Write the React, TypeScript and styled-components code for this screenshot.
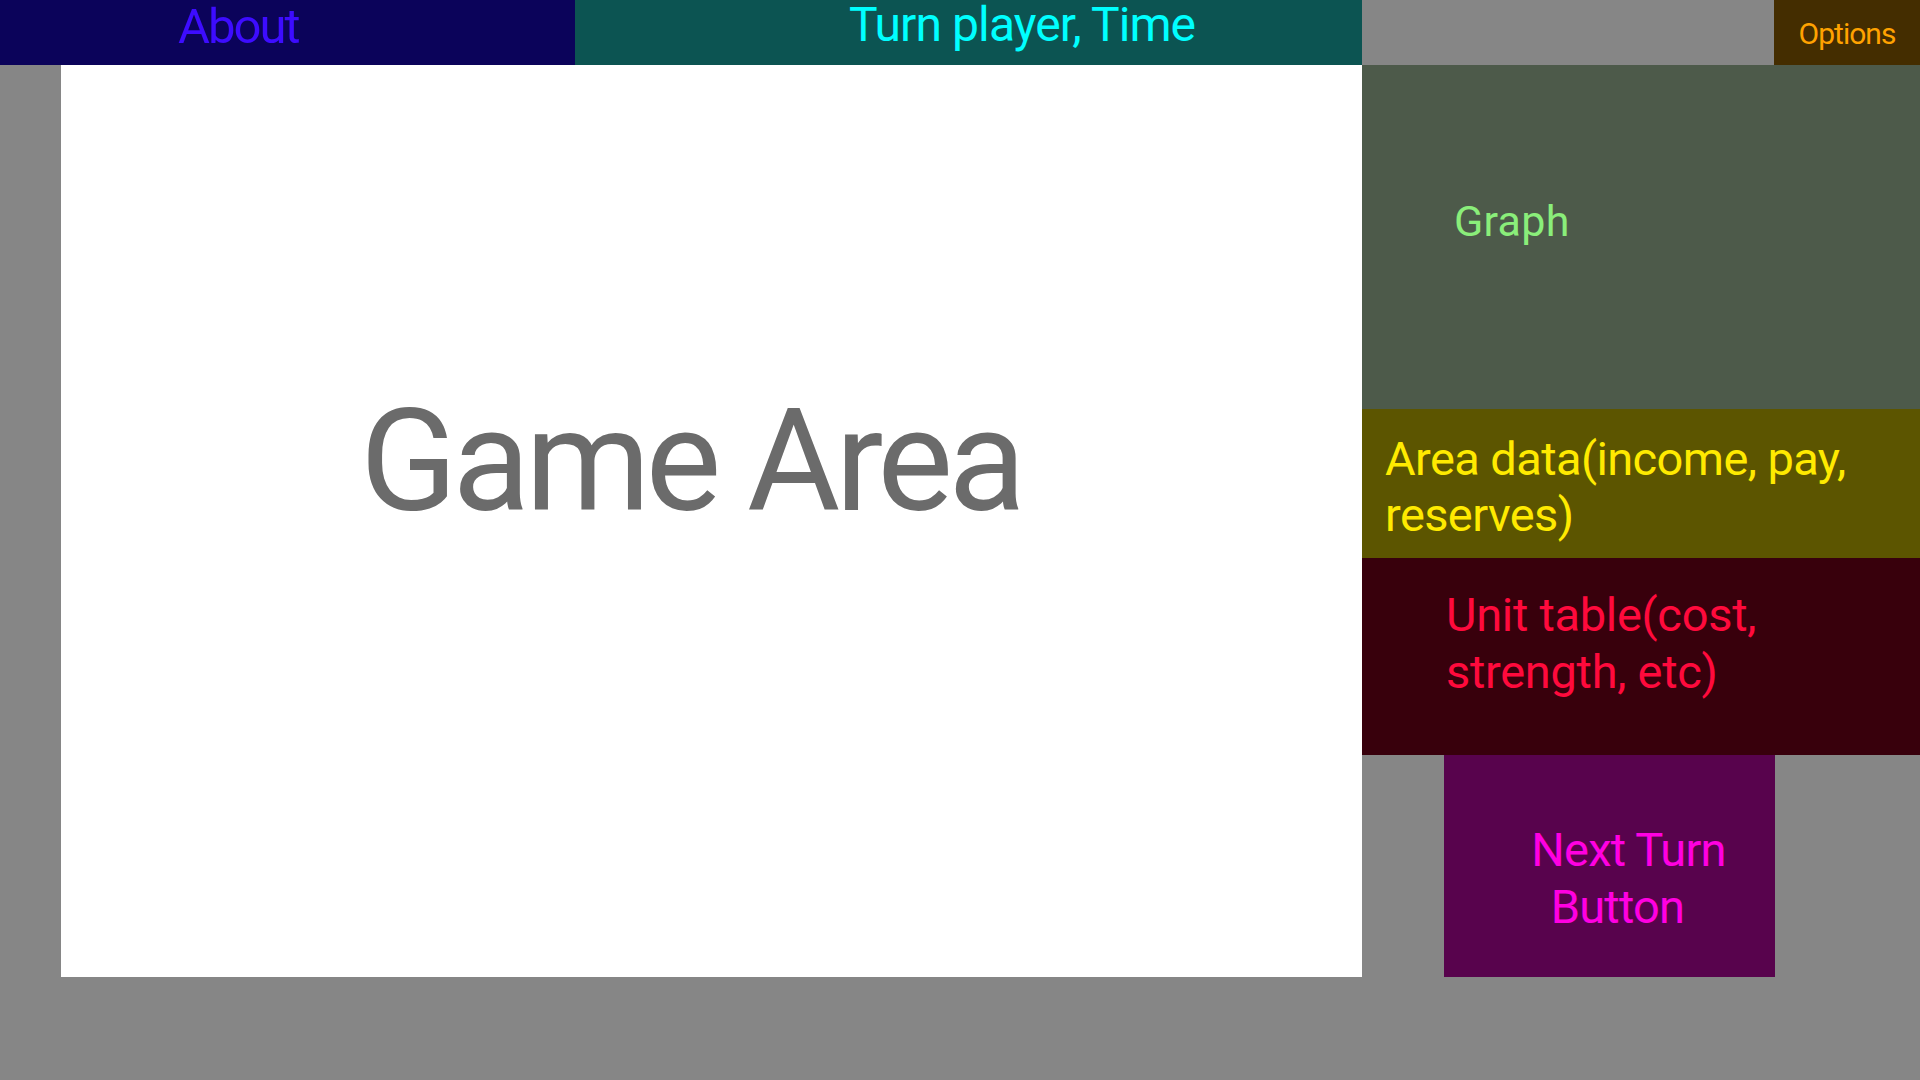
import React from "react";
import styled, { createGlobalStyle } from "styled-components";

const Global = createGlobalStyle`
  html, body {
    margin: 0;
    padding: 0;
    background: #868686;
    font-family: Roboto, "Noto Sans", sans-serif;
  }
  #root { height: 1080px; }
`;

const Page = styled.div`
  width: 1920px;
  height: 1080px;
  background: #868686;
  display: flex;
  flex-direction: column;
  overflow: hidden;
`;

const TopBar = styled.header`
  display: flex;
  height: 65px;
  flex: none;
`;

const BarCell = styled.div<{ $w?: number; $bg: string; $fg: string; $size: number; $pt: number; $pl?: number; $ls: number; $center?: boolean }>`
  width: ${(p) => (p.$w ? `${p.$w}px` : "auto")};
  flex: ${(p) => (p.$w ? "none" : "1")};
  height: 65px;
  box-sizing: border-box;
  background: ${(p) => p.$bg};
  color: ${(p) => p.$fg};
  font-size: ${(p) => p.$size}px;
  line-height: 1;
  letter-spacing: ${(p) => p.$ls}px;
  padding-top: ${(p) => p.$pt}px;
  padding-left: ${(p) => p.$pl ?? 0}px;
  text-align: ${(p) => (p.$center ? "center" : "left")};
  white-space: nowrap;
`;

const Main = styled.main`
  display: flex;
  padding-left: 61px;
  height: 912px;
  flex: none;
`;

const GameArea = styled.section`
  width: 1301px;
  height: 912px;
  background: #ffffff;
  color: #6b6b6b;
  font-size: 143px;
  line-height: 1;
  letter-spacing: -5px;
  box-sizing: border-box;
  padding-top: 325px;
  padding-left: 299px;
  white-space: nowrap;
`;

const Sidebar = styled.aside`
  width: 558px;
  display: flex;
  flex-direction: column;
`;

const Panel = styled.div<{ $h: number; $bg: string; $fg: string; $size: number; $lh: number; $pt: number; $pl: number; $ls: number }>`
  height: ${(p) => p.$h}px;
  flex: none;
  box-sizing: border-box;
  background: ${(p) => p.$bg};
  color: ${(p) => p.$fg};
  font-size: ${(p) => p.$size}px;
  line-height: ${(p) => p.$lh}px;
  letter-spacing: ${(p) => p.$ls}px;
  padding-top: ${(p) => p.$pt}px;
  padding-left: ${(p) => p.$pl}px;
`;

const ButtonRow = styled.div`
  height: 222px;
  flex: none;
  padding-left: 82px;
  display: flex;
`;

const NextTurnButton = styled.button`
  width: 331px;
  height: 222px;
  border: none;
  margin: 0;
  background: #58034d;
  color: #ff00e1;
  font-family: Roboto, "Noto Sans", sans-serif;
  font-size: 47px;
  line-height: 57px;
  letter-spacing: -0.8px;
  display: flex;
  flex-direction: column;
  justify-content: flex-start;
  align-items: center;
  box-sizing: border-box;
  padding: 66px 0 0 30px;
  cursor: pointer;
`;

const Line = styled.span<{ $shift?: number }>`
  display: block;
  white-space: nowrap;
  margin-left: ${(p) => p.$shift ?? 0}px;
`;

export default function App() {
  return (
    <>
      <Global />
      <Page>
        <TopBar>
          <BarCell $w={575} $bg="#0b035a" $fg="#3d0cff" $size={49} $pt={2} $pl={178} $ls={-2}>
            About
          </BarCell>
          <BarCell $w={787} $bg="#0c5452" $fg="#00ffff" $size={48} $pt={1} $pl={274} $ls={-0.9}>
            Turn player, Time
          </BarCell>
          <BarCell $bg="#868686" $fg="#868686" $size={30} $pt={0} $ls={0} />
          <BarCell $w={146} $bg="#442d00" $fg="#ffa200" $size={30} $pt={19} $ls={-1} $center>
            Options
          </BarCell>
        </TopBar>
        <Main>
          <GameArea>Game Area</GameArea>
          <Sidebar>
            <Panel $h={344} $bg="#4d5a4a" $fg="#8aee7a" $size={43} $lh={43} $pt={135} $pl={92} $ls={0.3}>
              Graph
            </Panel>
            <Panel $h={149} $bg="#5c5500" $fg="#ffea00" $size={47} $lh={56} $pt={22} $pl={23} $ls={-0.6}>
              Area data(income, pay, reserves)
            </Panel>
            <Panel $h={197} $bg="#38000c" $fg="#ff0a3c" $size={47} $lh={57} $pt={28} $pl={84} $ls={-0.3}>
              Unit table(cost, strength, etc)
            </Panel>
            <ButtonRow>
              <NextTurnButton>
                <Line $shift={8}>Next Turn</Line>
                <Line $shift={-14}>Button</Line>
              </NextTurnButton>
            </ButtonRow>
          </Sidebar>
        </Main>
      </Page>
    </>
  );
}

THE EXERCISE:
Every line of text is to be repeated exactly; pictures are left out.

SOLUTION FOR THIS EXERCISE:
Write the React, TypeScript and styled-components code for this screenshot.
import React from "react";
import styled, { createGlobalStyle } from "styled-components";

const Global = createGlobalStyle`
  html, body {
    margin: 0;
    padding: 0;
    background: #868686;
    font-family: Roboto, "Noto Sans", sans-serif;
  }
  #root { height: 1080px; }
`;

const Page = styled.div`
  width: 1920px;
  height: 1080px;
  background: #868686;
  display: flex;
  flex-direction: column;
  overflow: hidden;
`;

const TopBar = styled.header`
  display: flex;
  height: 65px;
  flex: none;
`;

const BarCell = styled.div<{ $w?: number; $bg: string; $fg: string; $size: number; $pt: number; $pl?: number; $ls: number; $center?: boolean }>`
  width: ${(p) => (p.$w ? `${p.$w}px` : "auto")};
  flex: ${(p) => (p.$w ? "none" : "1")};
  height: 65px;
  box-sizing: border-box;
  background: ${(p) => p.$bg};
  color: ${(p) => p.$fg};
  font-size: ${(p) => p.$size}px;
  line-height: 1;
  letter-spacing: ${(p) => p.$ls}px;
  padding-top: ${(p) => p.$pt}px;
  padding-left: ${(p) => p.$pl ?? 0}px;
  text-align: ${(p) => (p.$center ? "center" : "left")};
  white-space: nowrap;
`;

const Main = styled.main`
  display: flex;
  padding-left: 61px;
  height: 912px;
  flex: none;
`;

const GameArea = styled.section`
  width: 1301px;
  height: 912px;
  background: #ffffff;
  color: #6b6b6b;
  font-size: 143px;
  line-height: 1;
  letter-spacing: -5px;
  box-sizing: border-box;
  padding-top: 325px;
  padding-left: 299px;
  white-space: nowrap;
`;

const Sidebar = styled.aside`
  width: 558px;
  display: flex;
  flex-direction: column;
`;

const Panel = styled.div<{ $h: number; $bg: string; $fg: string; $size: number; $lh: number; $pt: number; $pl: number; $ls: number }>`
  height: ${(p) => p.$h}px;
  flex: none;
  box-sizing: border-box;
  background: ${(p) => p.$bg};
  color: ${(p) => p.$fg};
  font-size: ${(p) => p.$size}px;
  line-height: ${(p) => p.$lh}px;
  letter-spacing: ${(p) => p.$ls}px;
  padding-top: ${(p) => p.$pt}px;
  padding-left: ${(p) => p.$pl}px;
`;

const ButtonRow = styled.div`
  height: 222px;
  flex: none;
  padding-left: 82px;
  display: flex;
`;

const NextTurnButton = styled.button`
  width: 331px;
  height: 222px;
  border: none;
  margin: 0;
  background: #58034d;
  color: #ff00e1;
  font-family: Roboto, "Noto Sans", sans-serif;
  font-size: 47px;
  line-height: 57px;
  letter-spacing: -0.8px;
  display: flex;
  flex-direction: column;
  justify-content: flex-start;
  align-items: center;
  box-sizing: border-box;
  padding: 66px 0 0 30px;
  cursor: pointer;
`;

const Line = styled.span<{ $shift?: number }>`
  display: block;
  white-space: nowrap;
  margin-left: ${(p) => p.$shift ?? 0}px;
`;

export default function App() {
  return (
    <>
      <Global />
      <Page>
        <TopBar>
          <BarCell $w={575} $bg="#0b035a" $fg="#3d0cff" $size={49} $pt={2} $pl={178} $ls={-2}>
            About
          </BarCell>
          <BarCell $w={787} $bg="#0c5452" $fg="#00ffff" $size={48} $pt={1} $pl={274} $ls={-0.9}>
            Turn player, Time
          </BarCell>
          <BarCell $bg="#868686" $fg="#868686" $size={30} $pt={0} $ls={0} />
          <BarCell $w={146} $bg="#442d00" $fg="#ffa200" $size={30} $pt={19} $ls={-1} $center>
            Options
          </BarCell>
        </TopBar>
        <Main>
          <GameArea>Game Area</GameArea>
          <Sidebar>
            <Panel $h={344} $bg="#4d5a4a" $fg="#8aee7a" $size={43} $lh={43} $pt={135} $pl={92} $ls={0.3}>
              Graph
            </Panel>
            <Panel $h={149} $bg="#5c5500" $fg="#ffea00" $size={47} $lh={56} $pt={22} $pl={23} $ls={-0.6}>
              Area data(income, pay, reserves)
            </Panel>
            <Panel $h={197} $bg="#38000c" $fg="#ff0a3c" $size={47} $lh={57} $pt={28} $pl={84} $ls={-0.3}>
              Unit table(cost, strength, etc)
            </Panel>
            <ButtonRow>
              <NextTurnButton>
                <Line $shift={8}>Next Turn</Line>
                <Line $shift={-14}>Button</Line>
              </NextTurnButton>
            </ButtonRow>
          </Sidebar>
        </Main>
      </Page>
    </>
  );
}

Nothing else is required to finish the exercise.